### SUPPLIED INFORMATION
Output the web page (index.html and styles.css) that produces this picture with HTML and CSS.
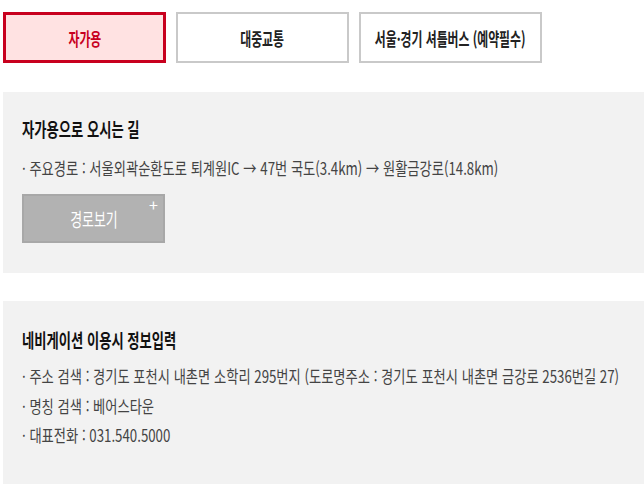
FILE: index.html
```html
<!DOCTYPE html>
<html lang="ko">
<head>
<meta charset="utf-8">
<link rel="stylesheet" href="styles.css">
</head>
<body>
<div class="page">
  <div class="tabs">
    <a class="tab tab-car active"><span class="cond">자가용</span></a>
    <a class="tab tab-bus"><span class="cond">대중교통</span></a>
    <a class="tab tab-shuttle"><span class="cond">서울·경기 셔틀버스 (예약필수)</span></a>
  </div>

  <section class="box box-car">
    <h3 class="title"><span class="cond">자가용으로 오시는 길</span></h3>
    <p class="line"><span class="cond">· 주요경로 : 서울외곽순환도로 퇴계원IC → 47번 국도(3.4km) → 원활금강로(14.8km)</span></p>
    <a class="route-btn"><span class="cond">경로보기</span><span class="plus">+</span></a>
  </section>

  <section class="box box-nav">
    <h3 class="title"><span class="cond">네비게이션 이용시 정보입력</span></h3>
    <ul class="list">
      <li class="line"><span class="cond">· 주소 검색 : 경기도 포천시 내촌면 소학리 295번지 (도로명주소 : 경기도 포천시 내촌면 금강로 2536번길 27)</span></li>
      <li class="line"><span class="cond">· 명칭 검색 : 베어스타운</span></li>
      <li class="line"><span class="cond">· 대표전화 : 031.540.5000</span></li>
    </ul>
  </section>
</div>
</body>
</html>
```

FILE: styles.css
```css
* { box-sizing: border-box; }
html, body { margin: 0; padding: 0; background: #fff; }
body {
  font-family: "Noto Sans CJK KR", "Noto Sans", sans-serif;
  color: #444;
  overflow: hidden;
}
.page { padding-left: 3px; overflow: hidden; }

.cond {
  display: inline-block;
  white-space: nowrap;
  transform: scaleX(0.78);
  transform-origin: 0 50%;
}

.tabs {
  display: flex;
  gap: 10px;
  margin-top: 12px;
  height: 51px;
}
.tab {
  display: flex;
  align-items: center;
  justify-content: center;
  border: 2px solid #c9c9c9;
  background: #fff;
  color: #222;
  font-size: 18px;
  font-weight: 700;
  text-decoration: none;
}
.tab .cond { transform-origin: 50% 50%; transform: scaleX(0.66); }
.tab-car { width: 163px; }
.tab-bus { width: 173px; }
.tab-shuttle { width: 183px; }
.tab.active {
  border: 3px solid #c8001e;
  background: #ffe2e2;
  color: #c8001e;
}

.box {
  background: #f2f2f2;
  padding: 27px 0 0 19px;
  overflow: hidden;
}
.box-car { margin-top: 29px; height: 181px; }
.box-nav { margin-top: 28px; height: 183px; padding-top: 29px; }

.title {
  margin: 0;
  font-size: 19px;
  line-height: 20px;
  font-weight: 700;
  color: #111;
}
.title .cond { transform: scaleX(0.7); }

.line {
  margin: 0;
  font-size: 17px;
  color: #444;
  white-space: nowrap;
}
.box-car .line { margin-top: 16px; line-height: 26px; }

.list { list-style: none; margin: 11px 0 0; padding: 0; }
.list .line { line-height: 30px; }
.list .line:nth-child(3) { line-height: 28px; }

.route-btn {
  position: relative;
  display: flex;
  align-items: center;
  justify-content: center;
  width: 143px;
  height: 49px;
  margin-top: 13px;
  background: #b2b2b2;
  border: 2px solid #a8a8a8;
  color: #fff;
  font-size: 19px;
  text-decoration: none;
}
.route-btn .cond { transform-origin: 50% 50%; transform: scaleX(0.68); }
.route-btn .plus {
  position: absolute;
  right: 5px;
  top: -1px;
  font-size: 16px;
  line-height: 18px;
  color: #fff;
}
```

### WHAT TO WORK ON
Select from the material above each line in which the string "page" appears, and list those lines.

### COMPLETE OUTPUT
Output the web page (index.html and styles.css) that produces this picture with HTML and CSS.
<div class="page">
.page { padding-left: 3px; overflow: hidden; }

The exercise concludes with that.